Il referendum indetto per il 25 settembre sull’indipendenza del “Kurdistan iracheno” – ovvero della parte settentrionale dello Stato iracheno – introduce un importante elemento di convergenza geopolitica fra Turchia e Iran.
Teheran e Ankara, anche se con sensibilità e presupposti diversi, sono come è noto garanti – assieme alla Russia – del cessate il fuoco in Siria, secondo le previsioni del protocollo di Astana: la scelta di costituire sul territorio siriano quattro zone di totale rimozione del conflitto (a nord di Homs, nella provincia di Deraa, in quella di Idlib e nel Ghouta orientale) ha la finalità di favorire un percorso di pacificazione e di reciproca attenzione fra governo di Damasco e forze di opposizione rispettose della sovranità e unità dello Stato siriano: questo ha ribadito con chiarezza il ministro degli Esteri russo Lavrov.
La presenza sul territorio siriano di fazioni curde favorevoli allo smembramento della Siria e in particolare alla separazione del territorio del Rojava dal resto del Paese trova perfetta corrispondenza nell’iniziativa referendaria del 25 settembre, che metterà ulteriormente in pericolo l’unità dello Stato iracheno, massacrato da quasi quindici anni di conflitto e terrorismo innescati dal folle intervento militare di Bush junior.
Ecco allora che Turchia e Iran – minacciati dalla totale balcanizzazione dell’intera area vicinorientale che la creazione di un’entità indipendente curda determinerebbe – si ritrovano impegnati fianco a fianco nella ricerca di stabilità e di difesa delle rispettive sovranità nazionali, al pari della martoriata Siria e dell’Iraq, il cui Parlamento si è espresso proprio in questi giorni contro la legittimità del referendum indetto dall’amministrazione regionale autonoma presieduta da Mas’ud Barzani.
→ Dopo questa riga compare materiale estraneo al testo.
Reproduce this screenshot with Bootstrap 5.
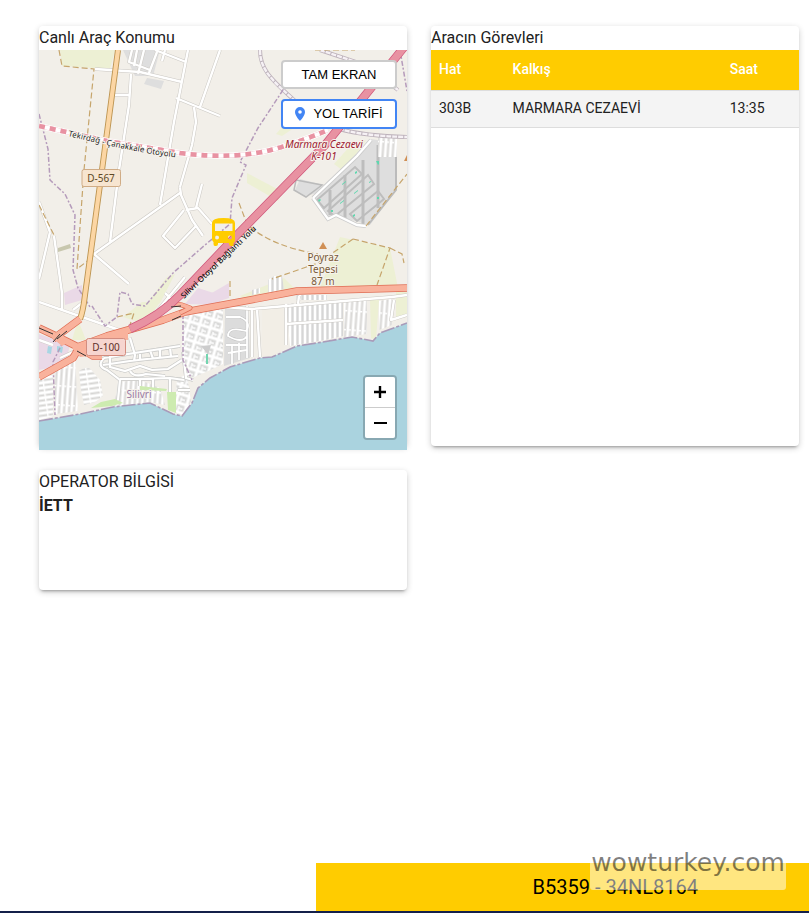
<!DOCTYPE html>
<html lang="tr">
<head>
<meta charset="utf-8">
<meta name="viewport" content="width=device-width, initial-scale=1">
<title>Canlı Araç Konumu</title>
<link href="https://cdn.jsdelivr.net/npm/bootstrap@5.3.0/dist/css/bootstrap.min.css" rel="stylesheet">
<style>
body{font-family:Roboto,"Noto Sans",sans-serif;color:#212121;background:#fff}
.page-main{padding:26px 10px 24px 39px}
.panel{border-radius:4px;box-shadow:0 3px 3px -2px rgba(0,0,0,.3),0 2px 6px rgba(0,0,0,.2);background:#fff}
.panel-tall{height:420px}
.panel-short{height:120px;margin-top:24px}
.panel-title{font-size:16px;line-height:24px;font-weight:400;margin:0}
.map-view{height:400px;background:#f2efe9}
.map-view>svg{display:block;width:100%;height:100%}
.map-actions{top:10px;right:10px;width:116px;gap:10px}
.map-btn{font-family:"Liberation Sans",Arial,sans-serif;font-size:13px;line-height:16px;height:29px;padding:0;background:#fff;border:2px solid #ccc;border-radius:4px;color:#000}
.map-btn-route{border-color:#4285f4;height:30px}
.zoom-box{right:10px;bottom:10px;border:2px solid rgba(0,0,0,.2);border-radius:4px;background-clip:padding-box;overflow:hidden}
.zoom-box button{width:30px;height:30px;background:#fff;border:0;padding:0 0 2px}
.zoom-box button:first-child{border-bottom:1px solid #ccc;height:31px}
.task-table{font-size:14px;line-height:20px;table-layout:fixed;color:#212121}
.task-table th{background:#fc0;color:#fff;font-weight:500;padding:9px 8px 11px;border-bottom:1px solid #ddd}
.task-table td{background:#f4f4f4;color:#212121;padding:7px 8px 9px;border-bottom:1px solid #ddd}
.c-line{width:20%}.c-stop{width:59%}.c-time{width:21%}
.vehicle-bar{width:61%;height:48px;background:#fc0;font-size:20px;color:#000;padding-left:106px}
.bottom-rule{height:2px;background:#14204a}
.site-stamp{right:23px;bottom:23px;width:196px;height:40px;border-radius:3px;background:rgba(255,255,255,.5);color:rgba(0,0,0,.5);font-family:"DejaVu Sans",Verdana,sans-serif;font-size:25px;line-height:26px;text-align:center;white-space:nowrap}
.map-text{font-family:"Noto Sans",sans-serif}
.lbl{font-family:"Noto Sans",sans-serif;paint-order:stroke;stroke:#f6f3ed;stroke-width:2px;stroke-linejoin:round}
</style>
<script src="https://cdn.jsdelivr.net/npm/bootstrap@5.3.0/dist/js/bootstrap.bundle.min.js"></script>
</head>
<body>
<div class="min-vh-100 d-flex flex-column position-relative">
<main class="page-main flex-grow-1">
<div class="row gx-4">
<div class="col-6">
<section class="panel panel-tall">
<h1 class="panel-title">Canlı Araç Konumu</h1>
<div class="map-view position-relative">
<svg viewBox="39 50 368 400" preserveAspectRatio="xMidYMid slice" role="img" aria-label="Silivri haritası">
<defs>
<pattern id="blkV" width="5" height="19" patternUnits="userSpaceOnUse" patternTransform="rotate(4)"><rect width="5" height="19" fill="#d9d8d6"/><path d="M0 0V19M5 0V19M0 0H3" stroke="#fff" stroke-width="2.8"/></pattern>
<pattern id="blkO" width="11" height="5" patternUnits="userSpaceOnUse" patternTransform="rotate(-8)"><rect width="11" height="5" fill="#d6d5d3"/><path d="M0 0H11M0 5H11M0 0V5" stroke="#fff" stroke-width="2.8"/></pattern>
<pattern id="blkS" width="11" height="9" patternUnits="userSpaceOnUse" patternTransform="rotate(17)"><rect width="11" height="9" fill="#d9d9d8"/><path d="M0 0H11M0 9H11M0 0V9M11 0V9" stroke="#fff" stroke-width="3"/><path d="M4 3V9M4 5H8" stroke="#fff" stroke-width="1.4"/></pattern>
<pattern id="blkE" width="5" height="22" patternUnits="userSpaceOnUse"><rect width="5" height="22" fill="#d6d6d6"/><path d="M0 0V22M5 0V22" stroke="#fff" stroke-width="2.6"/></pattern>
<path id="otoyol" d="M68 136C105 145 140 153 180 158"/>
<path id="baglanti" d="M184 299L258 228"/>
</defs>
<rect x="39" y="50" width="368" height="400" fill="#f2efe9"/>
<!-- fields and land use -->
<g fill="#edf0d4">
<path d="M60 50H115L110 69 62 66Z"/><path d="M247 173L283 192 278 201 247 183Z"/><path d="M276 134L290 118 297 126 282 136Z"/><path d="M334 164L351 145 366 140 352 160 342 170Z"/><path d="M340 237L390 248 398 288H320Z"/><path d="M142 310L167 277 175 274 160 303Z"/><path d="M240 296L284 278 298 292 250 302Z"/><path d="M370 300H379L376 340 371 338Z"/><path d="M78 320L86 340 72 340Z"/><path d="M123 317L142 302 160 302 145 324Z"/><path d="M396 292H407V314L396 317Z"/>
</g>
<g fill="#ead9e7"><path d="M64 293L82 285 82 300 65 305Z"/><path d="M210 294L229 283 229 298 210 304Z"/><path d="M185 304L198 288 220 295 220 305Z"/><path d="M39 334L70 345 65 365 39 370Z"/></g>
<path d="M58 248L70 244 71 248 58 252Z" fill="#c8c7ae"/>
<g fill="#dedede"><path d="M123 50H160L153 76 135 76Z"/><path d="M147 78L164 81 161 89 144 84Z"/><path d="M300 179L323 185 317 193 306 196 295 190Z"/><path d="M313 198L371 139 396 143 396 190 370 225 336 216 328 219Z"/></g>
<path d="M296 180L322 185 306 197 294 190Z" fill="none" stroke="#bbb" stroke-width="1.5"/>
<!-- facility blocks -->
<g fill="none" stroke="#bdbdbd" stroke-width="2"><path d="M317 200L355 167 362 174 324 208ZM328 211L368 175 374 184 335 216ZM350 214L378 191 384 199 357 221Z"/><path d="M345 175V218M363 160V224M378 145V208M330 190V215" stroke-width="3"/></g>
<path d="M313 198L357 156 371 140M313 198L328 219 336 215 357 225 366 226" stroke="#ccc" stroke-width="4" fill="none"/>
<path d="M313 198L357 156 371 140M313 198L328 219 336 215 357 225 366 226" stroke="#fff" stroke-width="2.4" fill="none"/>
<path d="M396 143V190L368 225" stroke="#bbb" stroke-width="2" fill="none"/>
<g fill="#5dd8ae"><path d="M318 200l2-1 1 1-2 2zM342 184l4-3v1l-4 3zM355 172l2-1v2l-2 1zM369 182l2-1v1l-2 1zM354 193l4-3v1l-4 3zM340 203l4-3v1l-4 3zM353 215l2-1v2l-2 1zM376 161h3v3l-1 1zM377 197h2v2h-2zM331 210h2v2h-2z"/></g>
<rect x="378" y="136" width="19" height="21" fill="url(#blkV)"/>
<!-- town blocks -->
<path d="M39 378L53 371V416L39 420Z" fill="url(#blkO)"/>
<path d="M55 366L75 357 78 411 55 414Z" fill="url(#blkV)"/>
<path d="M79 371Q88 364 93 372L100 380 103 396 95 402 84 405 81 390Z" fill="url(#blkO)"/>
<path d="M118 382L140 380 160 388 165 405 150 402 113 406 116 395Z" fill="url(#blkV)"/>
<path d="M177 378L187 375 191 402 182 415 175 412Z" fill="url(#blkS)"/>
<path id="curl" fill="none" stroke="#cfcfcd" stroke-width="3.4" d="M104 358Q96 366 107 370L120 380 118 400M104 358L128 354 180 346M103 365L130 361 147 359 178 356M110 353V367L125 371 140 366 152 370 168 369 182 360M130 338L135 355 134 361M120 379H136L170 378 184 380M130 371Q134 378 146 374L165 376M140 352V360M150 350L153 359M160 349V357M170 347L171 357M140 380V386M153 379V388M183 352L186 378 193 380M186 375L205 368M170 378V410M178 390H190"/>
<use href="#curl"/>
<path fill="none" stroke="#fff" stroke-width="2.2" d="M104 358Q96 366 107 370L120 380 118 400M104 358L128 354 180 346M103 365L130 361 147 359 178 356M110 353V367L125 371 140 366 152 370 168 369 182 360M130 338L135 355 134 361M120 379H136L170 378 184 380M130 371Q134 378 146 374L165 376M140 352V360M150 350L153 359M160 349V357M170 347L171 357M140 380V386M153 379V388M183 352L186 378 193 380M186 375L205 368M170 378V410M178 390H190"/>
<path d="M184 316L223 308 223 364 206 372 192 378 182 353Z" fill="url(#blkS)"/>
<path d="M225 309L248 306 250 358 224 366Z" fill="#dcdcdc"/>
<path d="M226 317H240Q252 322 246 331 228 326 228 336 242 344 247 336M232 345V364M239 343V360M226 345H247M228 353L247 350M247 306V358" fill="none" stroke="#c2c2c2" stroke-width="2.6"/>
<path d="M226 317H240Q252 322 246 331 228 326 228 336 242 344 247 336M232 345V364M239 343V360M226 345H247M228 353L247 350M247 306V358" fill="none" stroke="#fff" stroke-width="1.8"/>
<path d="M262 309L283 305 285 348 272 357 262 357Z" fill="#f2eee6"/>
<path d="M286 304L343 300V336L325 340 290 346Z" fill="url(#blkE)"/>
<path d="M344 300H367V334L344 337Z" fill="url(#blkV)"/>
<path d="M379 301L392 299V325L379 330Z" fill="url(#blkV)"/>
<path d="M268 280L274 276 282 276 284 289 268 293ZM252 290L260 288V293L252 295ZM296 295H327V300H296Z" fill="url(#blkE)"/>
<path d="M57 346l6 1-1 6-5-2zM48 346l4 1-1 7-4-1z" fill="#a8d6e3"/>
<path d="M140 386L167 389 166 391 140 390ZM167 392H176L176 413 168 410ZM91 408L101 402 115 399 123 403 112 406Z" fill="#cdebb0"/>
<path d="M201 346L211 345 208 355 206 352Z" fill="#ccc"/><path d="M206 354h2v10h-2z" fill="#73d5b0"/>
<!-- minor roads -->
<g fill="none" stroke-linejoin="round">
<path id="minor" d="M95 69L140 72 182 82M131 74L129 105 119 170 110 242M115 95H129M188 50L174 122 160 205M155 50L186 62M144 50L138 74M132 50L129 62 150 70M157 52L149 73M137 50L134 66M165 50L162 61M220 50L200 107M176 98L220 116M194 107L196 122 192 145 180 187M94 254L180 193M180 187L181 195 192 220 203 236M186 210L198 208 212 224M196 208L202 184M94 254L129 284M184 210L163 236 175 248 196 226M39 202L50 232M54 236L62 293 62 309M50 232L39 279M39 302L128 333M158 310L185 277M165 293L177 304M73 310L82 303M252 309L367 299 392 297 407 295M252 309V357M257 309L260 357M286 304V345M286 324L343 320M394 300L391 320 407 315M210 306L252 309M299 296L298 304M39 340L53 345M60 358L75 351" stroke="#cbc8c3" stroke-width="3.4"/>
<path d="M95 69L140 72 182 82M131 74L129 105 119 170 110 242M115 95H129M188 50L174 122 160 205M155 50L186 62M144 50L138 74M132 50L129 62 150 70M157 52L149 73M137 50L134 66M165 50L162 61M220 50L200 107M176 98L220 116M194 107L196 122 192 145 180 187M94 254L180 193M180 187L181 195 192 220 203 236M186 210L198 208 212 224M196 208L202 184M94 254L129 284M184 210L163 236 175 248 196 226M39 202L50 232M54 236L62 293 62 309M50 232L39 279M39 302L128 333M158 310L185 277M165 293L177 304M73 310L82 303M252 309L367 299 392 297 407 295M252 309V357M257 309L260 357M286 304V345M286 324L343 320M394 300L391 320 407 315M210 306L252 309M299 296L298 304M39 340L53 345M60 358L75 351" stroke="#fff" stroke-width="2.4"/>
</g>
<path d="M260 50C260 72 276 83 295 101M320 50L365 65 398 90M339 129Q365 136 407 137" fill="none" stroke="#bdb2bb" stroke-width="4"/>
<path d="M260 50C260 72 276 83 295 101M320 50L365 65 398 90M339 129Q365 136 407 137" fill="none" stroke="#f6f1f5" stroke-width="2.4" stroke-dasharray="5 1"/>
<!-- tracks and boundaries -->
<g fill="none" stroke="#c6a56c" stroke-width="1.2" stroke-dasharray="6 3"><path d="M59 50L62 66 94 69 84 170 77 269 94 256M39 205L55 237M239 203L247 224Q270 246 318 254M353 239L318 263 272 279M353 239L390 248 377 285M390 248L402 254 404 263M366 226L407 174M230 281V297M315 50H355M117 317L134 313 130 325"/></g>
<g fill="none" stroke="#b59bbb" stroke-width="1.5" stroke-dasharray="5 2 2 2"><path d="M39 114L48 149 50 180 65 194 75 215 73 270 78 288 90 307M283 90L258 128 240 162 246 165 232 198 230 224 205 245 173 273 145 306 132 304 128 294 120 292 117 317 105 326 92 306M39 327L62 344 53 362 55 415M183 314V360L192 380M400 50L407 91"/></g>
<!-- sea -->
<path d="M39 421L80 414 113 407 150 403 173 414 182 416 192 403 198 388 210 378 230 367 260 358 272 357 297 346 323 342 352 337 368 340 373 341 380 333 407 323V450H39Z" fill="#aad3df"/>
<path d="M39 421L80 414 113 407 150 403 173 414 182 416 192 403 198 388 210 378 230 367 260 358 272 357 297 346 323 342 352 337 368 340 373 341 380 333 407 323" fill="none" stroke="#a99bb9" stroke-width="1.6" stroke-dasharray="14 2 3 2"/>
<!-- main roads -->
<g fill="none" stroke-linejoin="round">
<path d="M118 50L102 170 85 295Q83 312 80 319" stroke="#bd9552" stroke-width="6"/><path d="M118 50L102 170 85 295Q83 312 80 319" stroke="#fcd6a4" stroke-width="4.2"/>
<path d="M39 377L73 358 80 346 107 336 163 320 185 312 250 300 297 291 407 288M39 328L56 336 78 347 93 356H102M53 339L80 319" stroke="#df6d54" stroke-width="7.6"/>
<path d="M39 377L73 358 80 346 107 336 163 320 185 312 250 300 297 291 407 288M39 328L56 336 78 347 93 356H102M53 339L80 319" stroke="#f9b29c" stroke-width="6.2"/>
<path d="M50 336L59 331 69 342 62 346ZM72 348L82 342 96 355 80 357ZM97 338L107 333 128 330 128 340 110 339Z" fill="#f9b29c"/>
<path d="M165 306Q175 301 190 308L180 313" stroke="#df6d54" stroke-width="5"/><path d="M165 306Q175 301 190 308L180 313" stroke="#f9b29c" stroke-width="3.6"/>
<path d="M405 46L325 145 237 235 180 295Q160 316 130 329" stroke="#d0557a" stroke-width="8.6"/><path d="M405 46L325 145 237 235 180 295Q160 316 130 329" stroke="#e892a2" stroke-width="7.2"/>
<path d="M39 126L107 141 180 153Q235 160 275 149 305 140 328 130" stroke="#fff" stroke-width="6"/><path d="M39 126L107 141 180 153Q235 160 275 149 305 140 328 130" stroke="#eec0ca" stroke-width="4.600"/><path d="M39 126L107 141 180 153Q235 160 275 149 305 140 328 130" stroke="#fff" stroke-width="4" /><path d="M39 126L107 141 180 153Q235 160 275 149 305 140 328 130" stroke="#e892a2" stroke-width="4.6" stroke-dasharray="6 5"/>
<path d="M39 328L53 334M57 339L67 331M77 351L86 356M53 342L60 334M171 307L181 306M172 320L181 316" stroke="#333" stroke-width="1"/>
</g>
<!-- labels -->
<text class="lbl" font-size="8" fill="#222"><textPath href="#otoyol">Tekirdağ - Çanakkale Otoyolu</textPath></text>
<text class="map-text" font-size="8" font-weight="500" fill="#111"><textPath href="#baglanti">Silivri Otoyol Bağlantı Yolu</textPath></text>
<rect x="82" y="169.500" width="38.500" height="17" rx="2" fill="#f7e5d0" stroke="#d0ac86"/><text class="map-text" x="101" y="182" text-anchor="middle" font-size="10" fill="#5e4824">D-567</text>
<rect x="86.500" y="338.500" width="39" height="17" rx="2" fill="#f6d5cf" stroke="#d38d80"/><text class="map-text" x="106" y="351" text-anchor="middle" font-size="10" fill="#60302a">D-100</text>
<text class="lbl" font-size="10" text-anchor="middle" fill="#9c1830" font-style="italic"><tspan x="324" y="148">Marmara Cezaevi</tspan><tspan x="324" y="160">K-101</tspan></text>
<text class="lbl" font-size="10" text-anchor="middle" fill="#795a38"><tspan x="323" y="261">Poyraz</tspan><tspan x="323" y="273">Tepesi</tspan><tspan x="323" y="285">87 m</tspan></text>
<text class="lbl" font-size="10" text-anchor="middle" x="139" y="398" fill="#9a7ba5">Silivri</text>
<path d="M323 242L327 249H319Z" fill="#d08f55"/><path d="M407 155v6h-3z" fill="#d08f55"/>
<!-- bus marker -->
<path fill-rule="evenodd" fill="#fc0" d="M212 223Q212 218 223.500 218T235 223V240Q235 242 233.500 243V244.500Q233.500 246 232 246H231Q229 246 229 244V243H218V244Q218 246 216 246H215Q213.500 246 213.500 244V242Q212 241 212 239ZM215 223.500V231H232.500V223.500ZM217 235.500a2 2 0 1 0 0 4a2 2 0 1 0 0-4M230 235.500a2 2 0 1 0 0 4a2 2 0 1 0 0-4"/>
</svg>
<div class="map-actions position-absolute d-flex flex-column">
<button class="map-btn" type="button">TAM EKRAN</button>
<button class="map-btn map-btn-route d-flex align-items-center justify-content-center gap-2" type="button"><svg width="10" height="14" viewBox="0 0 10 14" aria-hidden="true"><path fill="#4285f4" fill-rule="evenodd" d="M5 0a5 5 0 0 0-5 5c0 3.700 5 9 5 9s5-5.300 5-9a5 5 0 0 0-5-5zm0 3.200a1.800 1.800 0 1 1 0 3.600a1.800 1.800 0 0 1 0-3.600z"/></svg>YOL TARİFİ</button>
</div>
<div class="zoom-box position-absolute d-flex flex-column">
<button type="button" aria-label="Yakınlaştır"><svg width="14" height="14" viewBox="0 0 14 14"><path d="M7 1V13M1 7H13" stroke="#000" stroke-width="2.400"/></svg></button>
<button type="button" aria-label="Uzaklaştır"><svg width="14" height="14" viewBox="0 0 14 14"><path d="M1 7H14" stroke="#000" stroke-width="2"/></svg></button>
</div>
</div>
</section>
<section class="panel panel-short">
<h2 class="panel-title">OPERATOR BİLGİSİ</h2>
<strong class="panel-title fw-bold d-block">İETT</strong>
</section>
</div>
<div class="col-6">
<section class="panel panel-tall">
<h2 class="panel-title">Aracın Görevleri</h2>
<table class="task-table w-100">
<thead><tr><th class="c-line" scope="col">Hat</th><th class="c-stop" scope="col">Kalkış</th><th class="c-time" scope="col">Saat</th></tr></thead>
<tbody><tr><td>303B</td><td>MARMARA CEZAEVİ</td><td>13:35</td></tr></tbody>
</table>
</section>
</div>
</div>
</main>
<footer>
<div class="vehicle-bar ms-auto d-flex align-items-center justify-content-center">B5359 - 34NL8164</div>
<div class="bottom-rule"></div>
</footer>
<div class="site-stamp position-absolute">wowturkey.com</div>
</div>
</body>
</html>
Vi sono riscontri precisi di questa comune sensibilità. Ad agosto il capo di Stato Maggiore delle Forze Armate iraniane, Mohammad Baqeri, si è recato ad Ankara in visita dall’omologo turco, Hulusi Akar: si è trattato della prima visita di un militare di alto rango iraniano in Turchia dall’epoca della Rivoluzione khomeinista, mentre nei giorni scorsi ad Astana i Presidenti Rohani ed Erdoğan si sono direttamente incontrati, confermando esplicitamente la loro volontà di rafforzare l’intesa fra i due Paesi.
Di tutt’altro segno è la posizione assunta da Israele, che ha manifestato pieno sostegno all’iniziativa referendaria, in coerenza con la sua presenza nel “Kurdistan iracheno” fin dagli anni Cinquanta del secolo scorso e con il progetto di frammentazione dell’area vicinorientale chiaramente delineato nel piano Yinon, pubblicato nel febbraio 1982 dal Dipartimento di pubblicità dell’Organizzazione Sionista Mondiale.
La posizione degli Stati Uniti è invece di evidente imbarazzo: costretta fra la necessità di non scontentare gli independentisti curdi – suo braccio armato in Siria – e il timore di vedere rafforzata l’intesa turco-iracheno-iraniana, Washington sceglie di “chiedere un rinvio” del referendum: richiesta peraltro respinta da Barzani.